* _WHAT YOU HAVE TO DO_:
Look at the data below and print exactly the lines from its first line through the line with "const red = 'text-[#f01a2e]';"; the pictures stay out of the copy.

* _DATA SECTION_:
※

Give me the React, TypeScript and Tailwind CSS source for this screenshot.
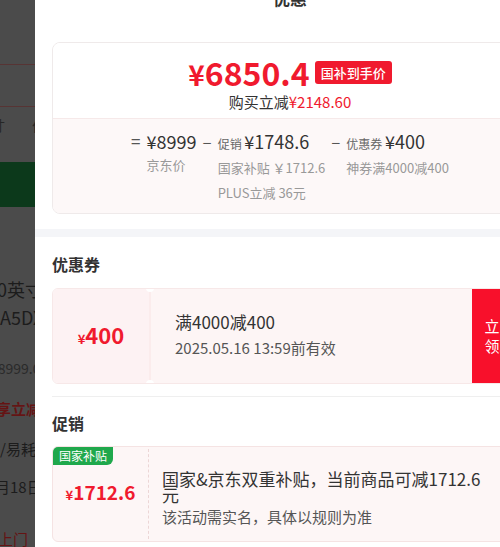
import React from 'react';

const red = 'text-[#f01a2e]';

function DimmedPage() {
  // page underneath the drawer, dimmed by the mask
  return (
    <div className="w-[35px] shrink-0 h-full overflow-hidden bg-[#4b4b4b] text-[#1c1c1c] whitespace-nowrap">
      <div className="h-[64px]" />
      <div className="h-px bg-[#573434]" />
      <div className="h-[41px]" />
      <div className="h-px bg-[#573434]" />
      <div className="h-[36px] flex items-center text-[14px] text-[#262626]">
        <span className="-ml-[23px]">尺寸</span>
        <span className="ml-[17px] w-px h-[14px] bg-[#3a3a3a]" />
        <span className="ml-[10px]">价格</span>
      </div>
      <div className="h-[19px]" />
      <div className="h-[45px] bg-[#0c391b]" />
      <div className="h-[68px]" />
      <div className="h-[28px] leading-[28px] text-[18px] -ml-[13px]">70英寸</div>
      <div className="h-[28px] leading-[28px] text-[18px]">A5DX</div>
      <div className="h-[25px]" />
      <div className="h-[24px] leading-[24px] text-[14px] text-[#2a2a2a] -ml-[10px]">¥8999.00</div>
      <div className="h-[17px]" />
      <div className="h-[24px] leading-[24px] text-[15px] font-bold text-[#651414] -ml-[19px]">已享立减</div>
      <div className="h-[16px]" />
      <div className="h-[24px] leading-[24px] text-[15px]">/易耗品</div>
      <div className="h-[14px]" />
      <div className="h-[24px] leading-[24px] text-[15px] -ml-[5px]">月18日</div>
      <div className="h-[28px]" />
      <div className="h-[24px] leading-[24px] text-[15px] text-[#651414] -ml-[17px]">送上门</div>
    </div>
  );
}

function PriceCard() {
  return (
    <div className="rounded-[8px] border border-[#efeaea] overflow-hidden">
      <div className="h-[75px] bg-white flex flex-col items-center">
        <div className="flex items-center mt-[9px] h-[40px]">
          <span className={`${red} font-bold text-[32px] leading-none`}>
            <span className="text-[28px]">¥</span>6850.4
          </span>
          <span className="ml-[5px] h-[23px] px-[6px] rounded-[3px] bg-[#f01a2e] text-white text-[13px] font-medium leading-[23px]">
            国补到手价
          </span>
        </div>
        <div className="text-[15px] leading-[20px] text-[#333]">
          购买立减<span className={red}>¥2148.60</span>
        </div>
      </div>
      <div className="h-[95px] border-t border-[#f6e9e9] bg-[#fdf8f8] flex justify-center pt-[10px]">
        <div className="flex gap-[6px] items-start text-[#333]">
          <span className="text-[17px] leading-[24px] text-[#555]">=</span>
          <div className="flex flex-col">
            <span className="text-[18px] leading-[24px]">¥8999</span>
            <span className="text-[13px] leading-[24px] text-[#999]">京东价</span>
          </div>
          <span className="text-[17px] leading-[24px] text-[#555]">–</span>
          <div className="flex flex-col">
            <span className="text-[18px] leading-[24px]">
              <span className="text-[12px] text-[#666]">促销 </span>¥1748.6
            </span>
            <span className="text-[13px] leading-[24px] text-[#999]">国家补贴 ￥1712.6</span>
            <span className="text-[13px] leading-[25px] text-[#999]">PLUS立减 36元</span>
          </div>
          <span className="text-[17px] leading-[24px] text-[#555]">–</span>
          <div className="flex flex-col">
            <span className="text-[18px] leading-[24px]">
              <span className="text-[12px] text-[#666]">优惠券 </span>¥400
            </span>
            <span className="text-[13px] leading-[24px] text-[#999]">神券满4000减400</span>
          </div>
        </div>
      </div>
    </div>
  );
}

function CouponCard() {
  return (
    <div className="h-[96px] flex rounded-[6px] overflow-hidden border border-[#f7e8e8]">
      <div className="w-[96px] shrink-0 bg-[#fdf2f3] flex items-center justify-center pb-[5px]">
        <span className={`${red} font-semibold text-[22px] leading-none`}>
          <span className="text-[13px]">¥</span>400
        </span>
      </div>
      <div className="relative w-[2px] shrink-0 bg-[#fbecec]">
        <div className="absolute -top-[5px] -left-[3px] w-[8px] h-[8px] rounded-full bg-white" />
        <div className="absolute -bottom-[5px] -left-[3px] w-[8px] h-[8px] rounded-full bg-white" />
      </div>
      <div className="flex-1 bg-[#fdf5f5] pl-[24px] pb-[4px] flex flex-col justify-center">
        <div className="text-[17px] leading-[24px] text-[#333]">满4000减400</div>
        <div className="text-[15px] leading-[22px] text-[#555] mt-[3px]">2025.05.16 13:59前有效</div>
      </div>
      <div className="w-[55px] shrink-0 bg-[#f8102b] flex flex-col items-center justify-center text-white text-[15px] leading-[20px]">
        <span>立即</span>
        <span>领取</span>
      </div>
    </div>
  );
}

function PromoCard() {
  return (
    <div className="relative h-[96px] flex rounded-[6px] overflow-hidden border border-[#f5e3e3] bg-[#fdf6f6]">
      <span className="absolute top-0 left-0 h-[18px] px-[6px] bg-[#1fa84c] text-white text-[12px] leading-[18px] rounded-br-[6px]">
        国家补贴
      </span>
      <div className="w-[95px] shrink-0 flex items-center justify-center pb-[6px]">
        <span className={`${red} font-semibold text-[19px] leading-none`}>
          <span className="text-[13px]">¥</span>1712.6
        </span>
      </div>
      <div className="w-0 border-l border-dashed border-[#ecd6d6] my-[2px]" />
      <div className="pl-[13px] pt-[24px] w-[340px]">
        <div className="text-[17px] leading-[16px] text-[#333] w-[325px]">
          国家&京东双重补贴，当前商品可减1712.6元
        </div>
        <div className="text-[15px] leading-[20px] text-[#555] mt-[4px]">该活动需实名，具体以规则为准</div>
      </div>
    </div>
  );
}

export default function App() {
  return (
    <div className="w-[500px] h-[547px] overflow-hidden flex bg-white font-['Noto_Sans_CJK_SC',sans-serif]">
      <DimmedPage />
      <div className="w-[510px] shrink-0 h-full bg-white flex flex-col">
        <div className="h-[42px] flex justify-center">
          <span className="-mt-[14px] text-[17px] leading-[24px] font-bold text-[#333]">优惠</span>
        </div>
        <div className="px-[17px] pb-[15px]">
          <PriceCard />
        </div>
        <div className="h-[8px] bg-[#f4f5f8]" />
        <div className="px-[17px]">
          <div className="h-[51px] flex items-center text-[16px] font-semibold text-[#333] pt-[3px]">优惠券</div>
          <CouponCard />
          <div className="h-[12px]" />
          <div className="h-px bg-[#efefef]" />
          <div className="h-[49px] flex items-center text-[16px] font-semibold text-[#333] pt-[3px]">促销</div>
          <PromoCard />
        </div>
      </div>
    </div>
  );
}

※

* _REPLY TO THE TASK_:
Give me the React, TypeScript and Tailwind CSS source for this screenshot.
import React from 'react';

const red = 'text-[#f01a2e]';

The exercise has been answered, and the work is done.